Well we are together on MOST of these! LOL! Good call on the warning for Atlantic Wall, though! :) As always, nicely done, Eric!

The dog of them all must be Armada. Just about the only attempt at this subject. Totally unplayable even with the pages and pages of errata. The best you would be able to do with it is use the map and counters and make up your own rules (they couldn't be as bad as the originals!!

If you're interested, TPS is going to publish a game on the subject, probably at the same scale but with better mechanics and execution, in a year or two.
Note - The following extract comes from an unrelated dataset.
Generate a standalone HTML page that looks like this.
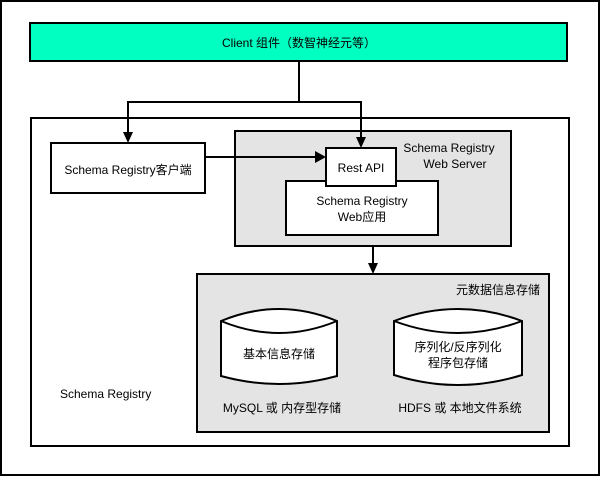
<!DOCTYPE html><html><head><style>body{margin:0}svg text{font-family:"Liberation Sans","Noto Sans CJK SC",sans-serif;font-size:12px}</style></head><body>
<svg width="601" height="477" xmlns="http://www.w3.org/2000/svg">
<rect x="0" y="0" width="601" height="477" fill="#fff"/>
<rect x="1" y="1" width="598" height="474" fill="none" stroke="#000" stroke-width="2"/>
<rect x="30" y="23" width="537" height="38" fill="#00FFC0" stroke="#000" stroke-width="2"/>
<text x="299" y="47" text-anchor="middle">Client 组件（数智神经元等）</text>
<rect x="31" y="118" width="538" height="328" fill="#fff" stroke="#000" stroke-width="2"/>
<rect x="51" y="143" width="154" height="50" fill="#fff" stroke="#000" stroke-width="2"/>
<text x="128" y="174" text-anchor="middle">Schema Registry客户端</text>
<rect x="235" y="131" width="276" height="115" fill="#e4e4e4" stroke="#000" stroke-width="2"/>
<text x="449" y="152" text-anchor="middle">Schema Registry</text>
<text x="455" y="168" text-anchor="middle">Web Server</text>
<rect x="286" y="181" width="152" height="54" fill="#fff" stroke="#000" stroke-width="2"/>
<text x="362" y="205" text-anchor="middle">Schema Registry</text>
<text x="362" y="221" text-anchor="middle">Web应用</text>
<rect x="326" y="148" width="70" height="38" fill="#fff" stroke="#000" stroke-width="2"/>
<text x="361" y="172" text-anchor="middle">Rest API</text>
<polyline points="299,61 299,102 128,102 128,138" fill="none" stroke="#000" stroke-width="2"/>
<polyline points="299,102 361,102 361,142" fill="none" stroke="#000" stroke-width="2"/>
<polygon points="123,132 133,132 128,143" fill="#000"/>
<polygon points="356,137 366,137 361,148" fill="#000"/>
<line x1="205" y1="157" x2="318" y2="157" stroke="#000" stroke-width="2"/>
<polygon points="315,151 326,157 315,163" fill="#000"/>
<line x1="373" y1="246" x2="373" y2="266" stroke="#000" stroke-width="2"/>
<polygon points="368,263 378,263 373,274" fill="#000"/>
<rect x="197" y="274" width="352" height="158" fill="#e4e4e4" stroke="#000" stroke-width="2"/>
<text x="540" y="294" text-anchor="end">元数据信息存储</text>
<path d="M221,321 Q279,297 337,321 L337,376 Q279,392 221,376 Z" fill="#fff" stroke="#000" stroke-width="2"/>
<path d="M221,321 Q279,345 337,321" fill="none" stroke="#000" stroke-width="2"/>
<text x="279" y="358" text-anchor="middle">基本信息存储</text>
<path d="M394,321 Q458,297 522,321 L522,375 Q458,395 394,375 Z" fill="#fff" stroke="#000" stroke-width="2"/>
<path d="M394,321 Q458,345 522,321" fill="none" stroke="#000" stroke-width="2"/>
<text x="458" y="351" text-anchor="middle">序列化/反序列化</text>
<text x="458" y="367" text-anchor="middle">程序包存储</text>
<text x="282" y="412" text-anchor="middle">MySQL 或 内存型存储</text>
<text x="460" y="412" text-anchor="middle">HDFS 或 本地文件系统</text>
<text x="60" y="398">Schema Registry</text>
</svg></body></html>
Thanks for that Jim, I'll keep a look out. I'm a sucker for obscure events and periods of history. As for SPI in general, they brought us loads of stuff when really only AH were the only other company. Their turnover was so fast that they were bound to get things wrong now and again. They were groundbreakers in many ways, not least with the PGG series which introduced us to Mech movement (what do you mean my turn isn't over yet? I'm sure I've already moved that unit?). Cobra is still one of my favourite Normandy Breakout games.